No processo de fiscalização das obrigações de conteúdo, além de não realizar um acompanhamento sistemático do que é veiculado, o Minicom orienta a Anatel (Agência Nacional de Telecomunicações) a considerar apenas as normas dispostas do CBT (Código Brasileiro de Televisão) e no regulamento do serviço de radiodifusão”, aponta o documento.

Para o FNDC, ao adotar apenas essas duas legislações, o ministério ignora demais leis e tratados internacionais ratificados pelo Brasil que tratam do tema, como o Estatuto da Igualdade Racial, que prevê que o poder público deve garantir medidas para “coibir a utilização dos meios de comunicação social para a difusão de proposições, imagens ou abordagens que exponham pessoa ou grupo de ódio ou ao desprezo por motivos fundados na religiosidade de matrizes africanas”.

O CBT afirma que constitui abuso no exercício da radiodifusão e emprego dos meios de comunicação para a prática de crime ou contravenção, incluindo a propaganda de guerra; a ofensa à moral familiar, pública ou aos bons costumes; e a promoção de campanha discriminatória de classe, cor, raça ou religião.

O Decreto Presidencial 52.795/63 proíbe as concessionárias de “transmitir programas que atentem contra o sentimento público, expondo pessoas a situações que, de alguma forma, redundem em constrangimento, ainda que seu objetivo seja jornalístico”. Já a Constituição Federal de 1988 prevê que a legislação deve “estabelecer os meios legais que garantam à pessoa e à família a possibilidade de se defenderem de programas ou programações de rádio e televisão“.

Caso João Kleber

Em 2005 a sede da RedeTV na capital paulista foi lacrada por ordem da juíza Rosana Ferri Vidor, que aceitou pedido de liminar do Ministério Público Federal.
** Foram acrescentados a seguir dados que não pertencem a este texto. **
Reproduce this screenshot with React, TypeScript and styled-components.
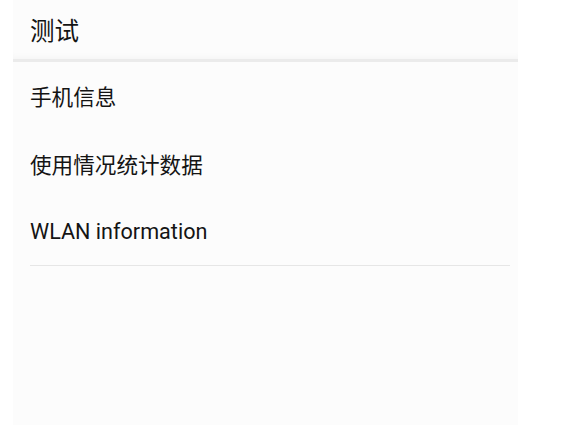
import styled, { createGlobalStyle } from "styled-components";

const GlobalStyle = createGlobalStyle`
  html, body {
    margin: 0;
    padding: 0;
    background: #ffffff;
  }
  body {
    font-family: Roboto, "Noto Sans CJK SC", sans-serif;
    color: #141414;
  }
`;

const Panel = styled.div`
  margin-left: 13px;
  width: 505px;
  height: 425px;
  background: #fcfcfc;
  display: flex;
  flex-direction: column;
`;

const Header = styled.header`
  height: 59px;
  display: flex;
  align-items: center;
  padding-left: 17px;
  font-size: 24.5px;
  border-bottom: 3px solid #ebebeb;
  box-shadow: 0 -6px 6px -4px rgba(0, 0, 0, 0.03) inset;
`;

const List = styled.ul`
  list-style: none;
  margin: 0;
  padding: 0 8px 0 17px;
`;

type RowProps = {
  $divider?: boolean;
};

const Row = styled.li<RowProps>`
  height: 67px;
  display: flex;
  align-items: center;
  font-size: 21.6px;
  border-bottom: 1px solid
    ${(p) => (p.$divider ? "#e6e6e6" : "transparent")};
`;

const items = ["手机信息", "使用情况统计数据", "WLAN information"];

const App = () => {
  return (
    <>
      <GlobalStyle />
      <Panel>
        <Header>测试</Header>
        <List>
          {items.map((label, i) => (
            <Row key={label} $divider={i === items.length - 1}>
              {label}
            </Row>
          ))}
        </List>
      </Panel>
    </>
  );
};

export default App;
A emissora foi punida por descumprir uma ordem judicial anterior que determinava que fosse retirado do ar o programa Tarde Quente, do apresentador João Kleber, acusado de adotar “atitudes claramente depreciativas, preconceituosas e deturpadas de esteriótipos de minorias, tais como homossexuais, idosos, mulheres, deficientes físicos e crianças”.

A ação civil pública, assinada pelo procurador regional dos Direitos do Cidadão, Sérgio Suiama, e seis organizações da sociedade civil obteve um direito de resposta contra a Rede TV! E o programa Tarde Quente. Em decisão inédita na Justiça Brasileira, durante 30 dias a emissora foi obrigada a exibir programação elaborada pelo grupos ofendidos pelo conteúdo.

Procurados pela reportagem, o Ministério das Comunicações, o Grupo Bandeirantes e a Associação Brasileira de Rádio e TV (Abert), não se pronunciaram sobre o assunto.